In computer implemented inventions, one of ordinary skill in the art can understand “structure” through an outline of an algorithm, a flowchart, or set of instructions or rules, rather than traditional physical structure. Id. (citing Typhoon Touch Techs., Inc. v. Dell, Inc., 659 F.3d 1376, 1385 (Fed.Cir.2011) (“[T]he patent need only disclose sufficient structure for a person of skill in the field to provide an operative software program for the specified function.”)). Section 112, ¶ 6 will not apply to terms “used in common parlance of by persons of ordinary skill in the pertinent art to designate structure.” Lighting World, 382 F.3d at 1359. Additionally, the Federal Circuit has held that terms such as “detector” and “circuit” are structural terms while generic terms such as “means,” “element,” and “device” are nonstructural. Apple, 757 F.3d at 1299 (citing Personalized Media Commc’ns, LLC v. Int’l Trade Comm’n, 161 F.3d 696, 705 (Fed.Cir.1998); Apex Inc. v. Raritan Computer, Inc., 325 F.3d 1364, 1373 (Fed.Cir.2003)). Even if a term covers a broad class of structures and identifies structures by their function, it is sufficient to avoid means-plus-function treatment. Lighting World, 382 F.3d at 1360. What is important is whether the term is understood to describe structure and is not simply a substitute for “means for.” Id.

As a preliminary matter, in two cases cited by Defendants as providing clear directions to the Court, Aristocrat and Noah, the asserted claims included the term “means.” There were no disputes that means-plus-function claim construction applied. Thus, neither case analyzed the presumption against the applicability of § 112, ¶ 6 where a claim does not recite “means.”

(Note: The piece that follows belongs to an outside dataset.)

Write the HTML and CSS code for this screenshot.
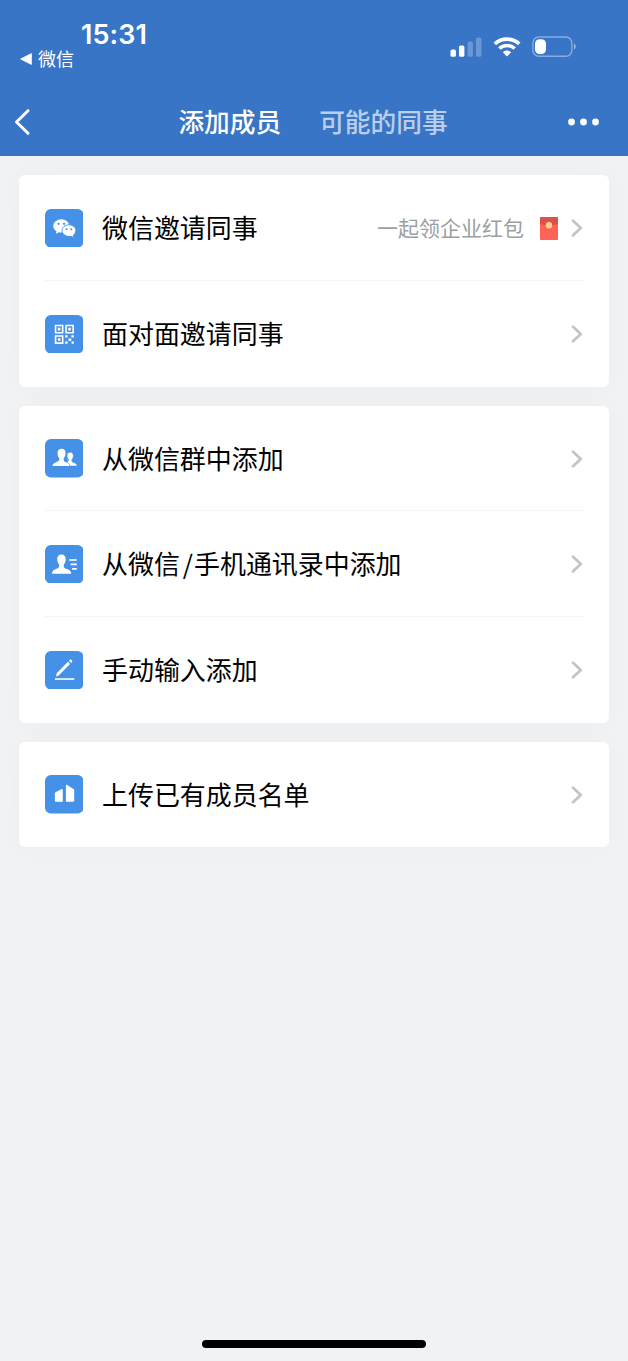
FILE: index.html
```html
<!DOCTYPE html>
<html lang="zh-CN">
<head>
<meta charset="utf-8">
<meta name="viewport" content="width=device-width, initial-scale=1">
<title>添加成员</title>
<link rel="stylesheet" href="styles.css">
</head>
<body>
<div class="screen">
  <header class="header">
    <div class="status">
      <div class="status-left">
        <div class="time">15:31</div>
        <div class="return-app">
          <svg width="12" height="12" viewBox="0 0 12 12"><path d="M0.6 6 11.4.6v10.8z" fill="#fff" stroke="#fff" stroke-width=".8" stroke-linejoin="round"/></svg>
          <span>微信</span>
        </div>
      </div>
      <div class="status-right">
        <svg width="32" height="20" viewBox="0 0 32 20" fill="#fff"><rect x="0.5" y="12.5" width="5.4" height="7.3" rx="1.6"/><rect x="9" y="8.5" width="5.4" height="11.3" rx="1.6"/><g opacity=".25"><rect x="17.5" y="4.5" width="5.4" height="15.3" rx="1.6"/><rect x="26" y="0.4" width="5.4" height="19.4" rx="1.6"/></g></svg>
        <svg class="wifi" width="28" height="20" viewBox="0 0 28 20" fill="none" stroke="#fff"><path d="M1.800 6.900C8.500.5 19.500.5 26.200 6.900" stroke-width="3.700"/><path d="M6.300 11.500c4.300-4.100 11.100-4.100 15.400 0" stroke-width="3.600"/><path d="M9.800 15.200c2.300-2.200 6.100-2.200 8.400 0L14 19.500z" fill="#fff" stroke="none"/></svg>
        <svg class="battery" width="45" height="22" viewBox="0 0 45 22"><rect x=".9" y="1" width="39" height="19.200" rx="6" fill="none" stroke="#fff" stroke-opacity=".4" stroke-width="1.400"/><rect x="3" y="3.200" width="11" height="14.800" rx="4.500" fill="#fff"/><path d="M42 7.800c2.200.8 2.200 4.900 0 5.700z" fill="#fff" fill-opacity=".5"/></svg>
      </div>
    </div>
    <nav class="nav">
      <svg class="back" width="17" height="28" viewBox="0 0 17 28"><path d="M14 2.700 2.500 14 14 25.300" fill="none" stroke="#fff" stroke-width="3" stroke-linecap="round" stroke-linejoin="round"/></svg>
      <div class="tabs"><span class="tab active">添加成员</span><span class="tab">可能的同事</span></div>
      <svg class="more" width="32" height="8" viewBox="0 0 32 8" fill="#fff"><circle cx="3.500" cy="4" r="3.400"/><circle cx="15.500" cy="4" r="3.400"/><circle cx="27.500" cy="4" r="3.400"/></svg>
    </nav>
  </header>

  <main class="content">
    <section class="card">
      <div class="row">
        <svg class="icon" viewBox="0 0 39 39"><rect width="39" height="39" rx="6"/><path fill="#fff" d="M16.500 10.500c-4.500 0-8.100 3-8.100 6.700 0 2.200 1.200 4 3.100 5.200l-.3 2.600 2.900-1.400c.8.2 1.600.3 2.400.3 4.500 0 8.100-3 8.100-6.700s-3.600-6.700-8.100-6.700z"/><path fill="#fff" stroke="#4591e8" stroke-width="1" d="M24.300 16c3.900 0 7 2.600 7 5.900 0 1.900-1 3.500-2.600 4.600l.3 2.600-2.600-1.500c-.7.2-1.400.2-2.100.2-3.900 0-7-2.600-7-5.900s3.100-5.900 7-5.900z"/><circle cx="13.700" cy="15" r="1.150"/><circle cx="19.300" cy="15" r="1.150"/><circle cx="21.900" cy="20.400" r="1"/><circle cx="26.600" cy="20.400" r="1"/></svg>
        <span class="label">微信邀请同事</span>
        <span class="hint">一起领企业红包</span>
        <svg class="packet" width="18" height="23" viewBox="0 0 18 23"><rect width="18" height="23" rx="1" fill="#ff6257"/><path d="M0 1Q0 0 1 0h16q1 0 1 1v6Q9 10 0 7z" fill="#df5148"/><circle cx="9" cy="8.200" r="3.200" fill="#ffd58d"/></svg>
        <svg class="arrow" viewBox="0 0 12 18"><path d="m2 1.700 7.800 7.300L2 16.300"/></svg>
      </div>
      <div class="row">
        <svg class="icon" viewBox="0 0 39 39"><rect width="39" height="39" rx="6"/><g fill="none" stroke="#fff" stroke-width="1.600"><path d="M10.700 10.700h7.200v7.200h-7.200zM21.300 10.700h7.200v7.200h-7.200zM10.700 21.300h7.200v7.200h-7.200z"/></g><path fill="#fff" d="M13 13h2.600v2.600H13zM23.600 13h2.600v2.600h-2.600zM13 23.600h2.600v2.600H13zM20.400 20.600h2.500v2.300h-2.500zM26.700 20.600h2.500v2.300h-2.500zM23.800 23.800h2.800v2.600h-2.800zM20.400 26.800h2.500v2.400h-2.500zM26.900 26.800h2.300v2.400h-2.300z"/></svg>
        <span class="label">面对面邀请同事</span>
        <svg class="arrow" viewBox="0 0 12 18"><path d="m2 1.700 7.800 7.300L2 16.300"/></svg>
      </div>
    </section>

    <section class="card">
      <div class="row">
        <svg class="icon" viewBox="0 0 39 39"><rect width="39" height="39" rx="6"/><path fill="#fff" stroke="#4591e8" stroke-width=".6" d="M25.600 13.500c2.200 0 3.300 1.700 3.100 3.900-.1 1.700-.7 2.800-1.500 3.600 0 1.900.3 2.300 2.300 3.100 1.900.7 3 1.500 3 3.300h-7.200c-.3-2-1.600-3-3.400-4.100 1.500-.7 1.900-1.300 1.800-2.400-.9-.9-1.300-2.100-1.400-3.500-.2-2.200 1.100-3.900 3.300-3.900z"/><path fill="#fff" d="M16.800 10c2.800 0 4.200 2 4 4.700-.1 2.200-.8 3.700-1.900 4.800-.2 2.600.4 3.300 2.500 4.100 2.300.9 3.300 1.900 3.400 3.800H7.500c.2-1.900 1.300-2.900 3.700-3.800 2.600-1 3.400-1.700 3.300-4.100-1.100-1.100-1.700-2.600-1.800-4.800-.2-2.700 1.300-4.700 4.100-4.700z"/></svg>
        <span class="label">从微信群中添加</span>
        <svg class="arrow" viewBox="0 0 12 18"><path d="m2 1.700 7.800 7.300L2 16.300"/></svg>
      </div>
      <div class="row">
        <svg class="icon" viewBox="0 0 39 39"><rect width="39" height="39" rx="6"/><path fill="#fff" d="M16.700 9.700c3 0 4.500 2.100 4.300 5-.1 2.300-.8 3.800-2 5-.2 3 .5 3.700 3.200 4.700s4.300 2 4.400 4.700H7c.2-2.700 1.500-3.700 4-4.700 2.800-1.100 3.500-1.900 3.400-4.700-1.200-1.200-1.900-2.700-2-5-.2-2.900 1.300-5 4.300-5z"/><path fill="none" stroke="#fff" stroke-width="1.700" d="M24.500 15.200h7.700M26 19.700h6.200M27.500 24.200h4.700"/></svg>
        <span class="label">从微信<span class="slash">/</span>手机通讯录中添加</span>
        <svg class="arrow" viewBox="0 0 12 18"><path d="m2 1.700 7.800 7.300L2 16.300"/></svg>
      </div>
      <div class="row">
        <svg class="icon" viewBox="0 0 39 39"><rect width="39" height="39" rx="6"/><path fill="#fff" d="m11.100 25.900.8-3.300L23.200 11l2.200 2.200-11.500 11.500zM24.200 10l1-1c1.100-1.100 3.200 1 2.200 2.100l-1 1z"/><path stroke="#fff" stroke-width="1.600" d="M10 28.400h19.700"/></svg>
        <span class="label">手动输入添加</span>
        <svg class="arrow" viewBox="0 0 12 18"><path d="m2 1.700 7.800 7.300L2 16.300"/></svg>
      </div>
    </section>

    <section class="card">
      <div class="row">
        <svg class="icon" viewBox="0 0 39 39"><rect width="39" height="39" rx="6"/><path fill="#fff" d="M10 18.600q0-.7.600-1l6.400-3.300q1-.5 1 .6V27h-7q-1 0-1-1zM21.200 10.400q0-1 .9-.4l6.800 4.300q.7.400.7 1.200V26q0 1-1 1h-7.400z"/></svg>
        <span class="label">上传已有成员名单</span>
        <svg class="arrow" viewBox="0 0 12 18"><path d="m2 1.700 7.800 7.300L2 16.300"/></svg>
      </div>
    </section>
  </main>
  <div class="home-bar"></div>
</div>
</body>
</html>
```
FILE: styles.css
```css
* { box-sizing: border-box; }

body {
  margin: 0;
  background: #f1f2f4;
  font-family: "Noto Sans CJK SC", sans-serif;
  color: #000;
}

svg { display: block; flex: none; }

.screen {
  height: 1361px;
  display: flex;
  flex-direction: column;
}

.header {
  height: 156px;
  background: #3875c6;
  color: #fff;
}

.status {
  height: 88px;
  display: flex;
  justify-content: space-between;
  padding: 20px 51px 0 20px;
}

.time {
  padding-left: 61px;
  font: 600 27px/29px Inter, sans-serif;
  letter-spacing: 0.1px;
}

.return-app {
  display: flex;
  align-items: center;
  gap: 6px;
  font-size: 18px;
  line-height: 18px;
}

.return-app span { padding-bottom: 1px; }

.status-right {
  display: flex;
  align-items: flex-start;
  padding-top: 17px;
}

.wifi { margin-left: 11px; }
.battery { margin-left: 11px; margin-top: -1px; }

.nav {
  height: 68px;
  display: grid;
  grid-template-columns: 164px 1fr 164px;
  align-items: center;
}

.back { margin-left: 14px; }
.more { justify-self: end; margin-right: 28px; }

.tabs {
  display: flex;
  justify-content: center;
  gap: 38px;
  padding: 0 2px 3px 0;
  font-size: 25.700px;
  line-height: 36px;
  white-space: nowrap;
  font-weight: 500;
}

.tab { opacity: 0.65; }
.tab.active { opacity: 1; }

.content {
  flex: 1;
  display: flex;
  flex-direction: column;
  gap: 19px;
  padding: 19.300px 19px 0;
}

.card {
  padding: 0 25px;
  background: #fff;
  border-radius: 6px;
  box-shadow: 0 0 30px rgba(0, 0, 0, 0.025);
}

.row {
  height: 105.700px;
  display: flex;
  align-items: center;
}

.row:not(:last-child) { box-shadow: inset 0 -1px #f4f5f6; }

.icon {
  width: 38.500px;
  height: 38.500px;
  margin: 0 19px 0 0.500px;
  fill: #4591e8;
}

.label {
  flex: 1;
  padding-bottom: 2px;
  font-size: 25.950px;
  line-height: 38px;
  white-space: nowrap;
}

.slash { padding: 0 1px 0 3px; }

.hint {
  padding-bottom: 2px;
  color: #9b9fa4;
  font-size: 21px;
  line-height: 30px;
}

.packet { margin: 0 13px 0 16px; }

.arrow {
  width: 12px;
  height: 18px;
  margin-right: 1px;
  fill: none;
  stroke: #c3c4c7;
  stroke-width: 2.700;
  stroke-linecap: round;
  stroke-linejoin: round;
}

.home-bar {
  width: 224px;
  height: 8px;
  margin: 0 auto 13px;
  border-radius: 4px;
  background: #000;
}
```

In Aristocrat, the court determined that the specification’s disclosure for “control means” of a standard microprocessor with appropriate programming did not sufficiently define the scope of the means-plus-function claim. 521 F.3d at 1331, 1338. Noting its clear applicability because the claim explicitly recited “means,” the court applied § 112, ¶ 6, which requires the scope of the claim limitation to be defined by the structure disclosed in the specification plus any equivalents thereof. Id. at 1331.